Wealth preservation will become as important as wealth creation. In uncertain times, cities offering strong legal protections, privacy, and stability will attract wealth fleeing less predictable environments. This trend favors Singapore, Tokyo, and Dubai.
Conclusion: Strategic Considerations for Global Citizens
For global citizens evaluating these wealth centers, several key considerations emerge:
Tax treatment varies dramatically across Asian cities. From Dubai and Hong Kong's minimal taxation to Japan and Korea's higher rates, choosing the right jurisdiction can significantly impact overall returns and wealth preservation.
Residence and citizenship pathways differ in accessibility and requirements. While Dubai offers relatively accessible Golden Visas with minimal stay requirements, Singapore's investor program now targets only the ultra-wealthy. Understanding these differences is crucial for long-term planning.
Business environments should match your industry focus. Tokyo excels for large corporates, Singapore for regional headquarters and family offices, Shanghai for manufacturing and Chinese consumer access, and Dubai for tax-efficient holding structures.
Lifestyle compatibility matters for long-term satisfaction. Beyond financial considerations, factors like language, climate, education options, and cultural fit significantly impact success in a new location.
Diversification across multiple Asian cities offers resilience. Many sophisticated global citizens maintain connections to several of these wealth centers simultaneously – perhaps with business interests in Shanghai, a family home in Singapore, and investment structures in Hong Kong or Dubai.
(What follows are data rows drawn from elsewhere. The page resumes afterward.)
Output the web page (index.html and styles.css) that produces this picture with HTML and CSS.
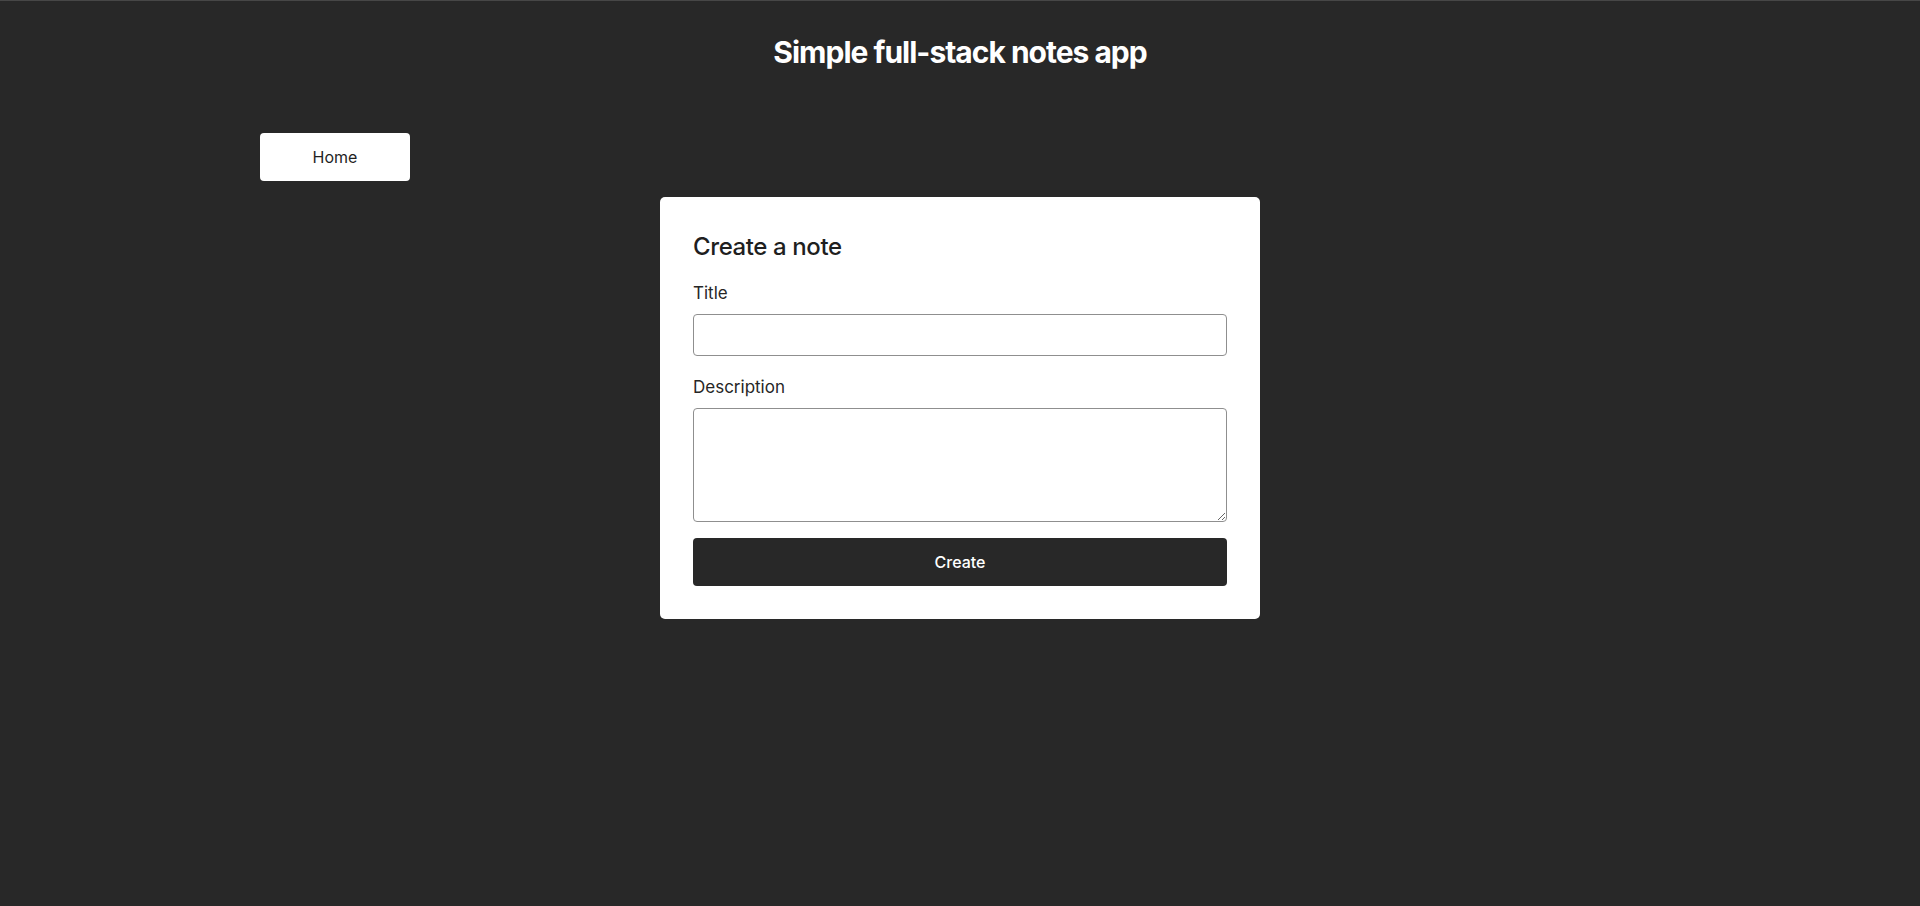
FILE: index.html
```html
<!DOCTYPE html>
<html lang="en">
<head>
<meta charset="utf-8">
<title>Simple full-stack notes app</title>
<link rel="stylesheet" href="styles.css">
</head>
<body>
  <header class="site-header">
    <h1 class="site-title">Simple full-stack notes app</h1>
  </header>
  <main class="container">
    <nav class="nav">
      <a class="nav-btn" href="#">Home</a>
    </nav>
    <section class="card">
      <h2 class="card-title">Create a note</h2>
      <div class="field">
        <label class="label" for="title">Title</label>
        <input class="input" id="title" type="text">
      </div>
      <div class="field">
        <label class="label" for="desc">Description</label>
        <textarea class="textarea" id="desc"></textarea>
      </div>
      <button class="submit" type="button">Create</button>
    </section>
  </main>
</body>
</html>
```

FILE: styles.css
```css
* { box-sizing: border-box; }
html, body { height: 100%; }
body {
  margin: 0;
  background: #282828;
  border-top: 1px solid #474747;
  font-family: Inter, "Noto Sans", "Liberation Sans", sans-serif;
  color: #1f1f1f;
}
.site-header {
  padding-top: 33px;
  text-align: center;
}
.site-title {
  margin: 0;
  font-size: 30px;
  line-height: 36px;
  font-weight: 700;
  letter-spacing: -1px;
  color: #ffffff;
}
.container {
  width: 1400px;
  margin: 63px auto 0;
}
.nav {
  display: flex;
}
.nav-btn {
  display: flex;
  align-items: center;
  justify-content: center;
  width: 150px;
  height: 48px;
  background: #ffffff;
  border-radius: 4px;
  color: #1f1f1f;
  text-decoration: none;
  font-size: 16px;
}
.card {
  width: 600px;
  margin: 16px auto 0;
  background: #ffffff;
  border-radius: 5px;
  padding: 34px 33px 33px;
}
.card-title {
  margin: 0 0 18px;
  font-size: 24px;
  line-height: 32px;
  font-weight: 500;
  letter-spacing: -0.4px;
  color: #1f1f1f;
}
.field {
  margin-bottom: 19px;
}
.field:last-of-type { margin-bottom: 16px; }
.label {
  display: block;
  font-size: 17px;
  line-height: 24px;
  margin-bottom: 9px;
  color: #262626;
}
.input, .textarea {
  display: block;
  width: 100%;
  border: 1px solid #8f8f8f;
  border-radius: 4px;
  background: #ffffff;
  font-family: inherit;
  font-size: 16px;
}
.input { height: 42px; }
.textarea { height: 114px; resize: vertical; }
.submit {
  display: block;
  width: 100%;
  height: 48px;
  border: none;
  border-radius: 4px;
  background: #282828;
  color: #ffffff;
  font-family: inherit;
  font-size: 16px;
  font-weight: 500;
}
```
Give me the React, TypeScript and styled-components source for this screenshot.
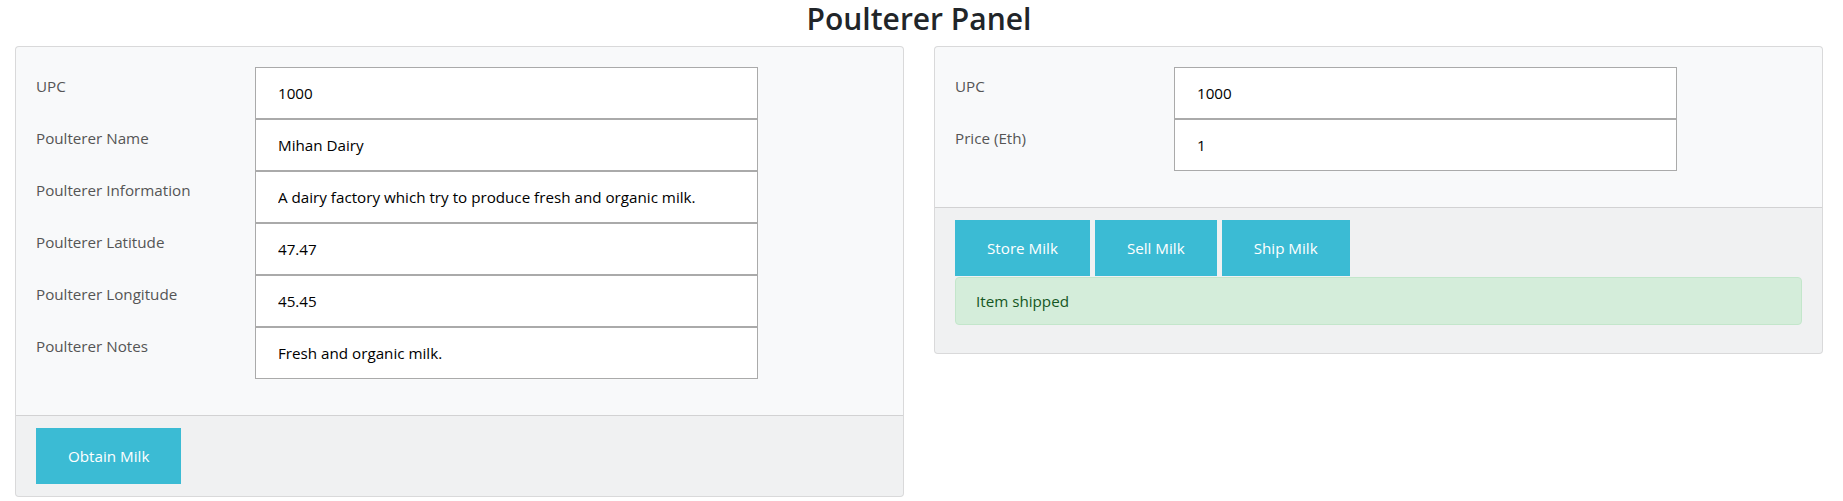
import { createGlobalStyle, styled } from 'styled-components';

const GlobalStyle = createGlobalStyle`
  body {
    margin: 0;
    background: #fff;
    color: #212529;
    font-family: "Open Sans", "Noto Sans", Arial, sans-serif;
    font-size: 15.2px;
    line-height: 24px;
  }
`;

type Field = { label: string; value: string };

const poultererFields: Field[] = [
  { label: 'UPC', value: '1000' },
  { label: 'Poulterer Name', value: 'Mihan Dairy' },
  { label: 'Poulterer Information', value: 'A dairy factory which try to produce fresh and organic milk.' },
  { label: 'Poulterer Latitude', value: '47.47' },
  { label: 'Poulterer Longitude', value: '45.45' },
  { label: 'Poulterer Notes', value: 'Fresh and organic milk.' },
];

const saleFields: Field[] = [
  { label: 'UPC', value: '1000' },
  { label: 'Price (Eth)', value: '1' },
];

function FieldList({ fields }: { fields: Field[] }) {
  return (
    <Fields>
      {fields.map((f) => (
        <FieldRow key={f.label}>
          <Label>{f.label}</Label>
          <Input defaultValue={f.value} />
        </FieldRow>
      ))}
    </Fields>
  );
}

export default function App() {
  return (
    <Page>
      <GlobalStyle />
      <Title>Poulterer Panel</Title>
      <Columns>
        <Card>
          <CardBody>
            <FieldList fields={poultererFields} />
          </CardBody>
          <CardFooter>
            <Actions>
              <ActionBtn>Obtain Milk</ActionBtn>
            </Actions>
          </CardFooter>
        </Card>
        <Card>
          <CardBody>
            <FieldList fields={saleFields} />
          </CardBody>
          <CardFooter>
            <Actions>
              <ActionBtn>Store Milk</ActionBtn>
              <ActionBtn>Sell Milk</ActionBtn>
              <ActionBtn>Ship Milk</ActionBtn>
            </Actions>
            <Alert>Item shipped</Alert>
          </CardFooter>
        </Card>
      </Columns>
    </Page>
  );
}

const Page = styled.div`
  padding: 0 20px 0 15px;
`;

const Title = styled.h2`
  margin: 0 0 8px;
  text-align: center;
  font-size: 30px;
  font-weight: 600;
  line-height: 38px;
  color: #212529;
`;

const Columns = styled.div`
  display: grid;
  grid-template-columns: 1fr 1fr;
  gap: 30px;
  align-items: start;
`;

const Card = styled.div`
  background: #f8f9fa;
  border: 1px solid rgba(0, 0, 0, 0.125);
  border-radius: 4px;
  overflow: hidden;
`;

const CardBody = styled.div`
  padding: 20px;
`;

const Fields = styled.div`
  margin-bottom: 16px;
`;

const FieldRow = styled.div`
  display: grid;
  grid-template-columns: 219px 503px;
`;

const Label = styled.label`
  padding-top: 7px;
  line-height: 24px;
  color: #555;
`;

const Input = styled.input`
  box-sizing: border-box;
  height: 52px;
  margin: 0;
  padding: 0 22px;
  border: 1px solid #aaa;
  border-radius: 0;
  background: #fff;
  color: #000;
  font-family: inherit;
  font-size: 15.2px;
  outline: none;
`;

const CardFooter = styled.div`
  padding: 12px 20px;
  border-top: 1px solid rgba(0, 0, 0, 0.125);
  background: rgba(0, 0, 0, 0.03);
`;

const Actions = styled.div`
  display: flex;
  gap: 5px;
`;

const ActionBtn = styled.button`
  padding: 16px 32px;
  border: none;
  border-radius: 0;
  background: #3bbbd4;
  color: #fff;
  font-family: inherit;
  font-size: 15.2px;
  line-height: 24px;
  cursor: pointer;
`;

const Alert = styled.div`
  margin: 1px 0 16px;
  padding: 11px 20px;
  border: 1px solid #c3e6cb;
  border-radius: 4px;
  background: #d4edda;
  color: #155724;
  line-height: 24px;
`;
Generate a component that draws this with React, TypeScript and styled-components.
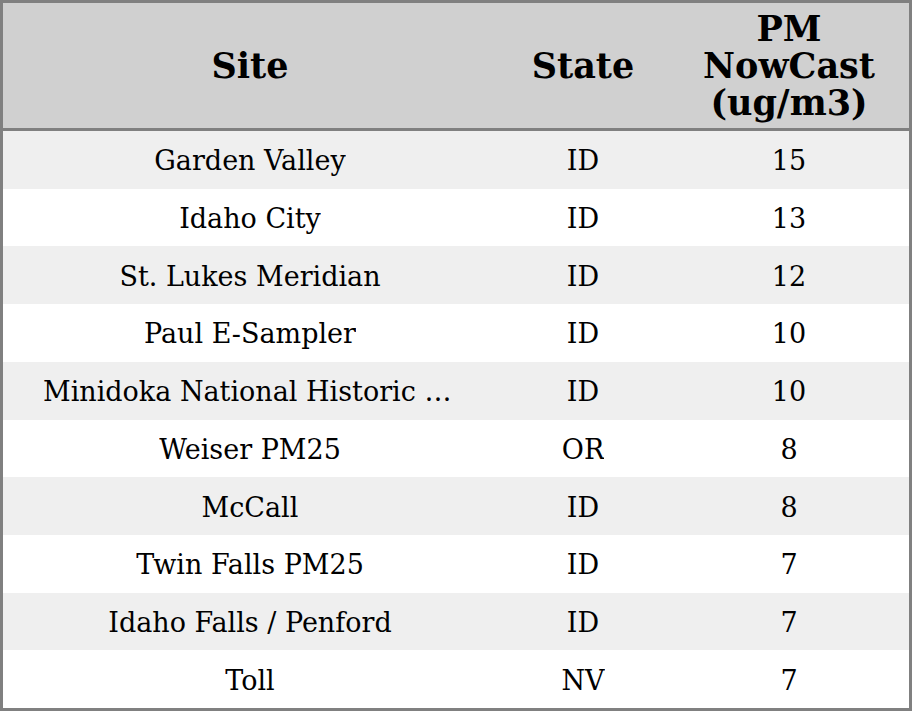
import React from 'react';
import styled, { createGlobalStyle } from 'styled-components';

const GlobalStyle = createGlobalStyle`
  html, body {
    margin: 0;
    padding: 0;
    background: #ffffff;
  }
  * {
    box-sizing: border-box;
  }
`;

const Table = styled.div`
  display: flex;
  flex-direction: column;
  width: 912px;
  height: 711px;
  border: 3px solid #808080;
  font-family: 'DejaVu Serif', serif;
  color: #000000;
`;

const HeaderRow = styled.div`
  display: grid;
  grid-template-columns: 494px 172px 240px;
  height: 128px;
  flex: none;
  background: #d0d0d0;
  border-bottom: 3px solid #808080;
`;

const HeaderCell = styled.div`
  display: flex;
  align-items: center;
  justify-content: center;
  text-align: center;
  font-size: 35px;
  font-weight: bold;
  line-height: 37px;
`;

const Row = styled.div<{ $striped: boolean }>`
  display: grid;
  grid-template-columns: 494px 172px 240px;
  flex: 1;
  min-height: 0;
  background: ${p => (p.$striped ? '#efefef' : '#ffffff')};
`;

const Cell = styled.div`
  display: flex;
  align-items: center;
  justify-content: center;
  min-width: 0;
  padding: 2px 40px 0;
  font-size: 27px;
`;

const CellText = styled.span`
  display: block;
  max-width: 100%;
  white-space: nowrap;
  overflow: hidden;
  text-overflow: ellipsis;
`;

interface SiteReading {
  site: string;
  state: string;
  nowcast: number;
}

const readings: SiteReading[] = [
  { site: 'Garden Valley', state: 'ID', nowcast: 15 },
  { site: 'Idaho City', state: 'ID', nowcast: 13 },
  { site: 'St. Lukes Meridian', state: 'ID', nowcast: 12 },
  { site: 'Paul E-Sampler', state: 'ID', nowcast: 10 },
  { site: 'Minidoka National Historic Site', state: 'ID', nowcast: 10 },
  { site: 'Weiser PM25', state: 'OR', nowcast: 8 },
  { site: 'McCall', state: 'ID', nowcast: 8 },
  { site: 'Twin Falls PM25', state: 'ID', nowcast: 7 },
  { site: 'Idaho Falls / Penford', state: 'ID', nowcast: 7 },
  { site: 'Toll', state: 'NV', nowcast: 7 },
];

const App: React.FC = () => (
  <>
    <GlobalStyle />
    <Table>
      <HeaderRow>
        <HeaderCell>Site</HeaderCell>
        <HeaderCell>State</HeaderCell>
        <HeaderCell>
          PM
          <br />
          NowCast
          <br />
          (ug/m3)
        </HeaderCell>
      </HeaderRow>
      {readings.map((r, i) => (
        <Row key={r.site} $striped={i % 2 === 0}>
          <Cell>
            <CellText>{r.site}</CellText>
          </Cell>
          <Cell>
            <CellText>{r.state}</CellText>
          </Cell>
          <Cell>
            <CellText>{r.nowcast}</CellText>
          </Cell>
        </Row>
      ))}
    </Table>
  </>
);

export default App;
The richest cities in Asia offer a spectrum of opportunities for wealth creation, preservation, and lifestyle enhancement. Understanding their distinct advantages allows global citizens to make strategic choices aligned with their financial goals, family needs, and personal preferences.
As Asia's economic importance continues growing, these urban wealth centers will play increasingly pivotal roles in the global economy – making them essential knowledge for forward-thinking global citizens navigating our complex world.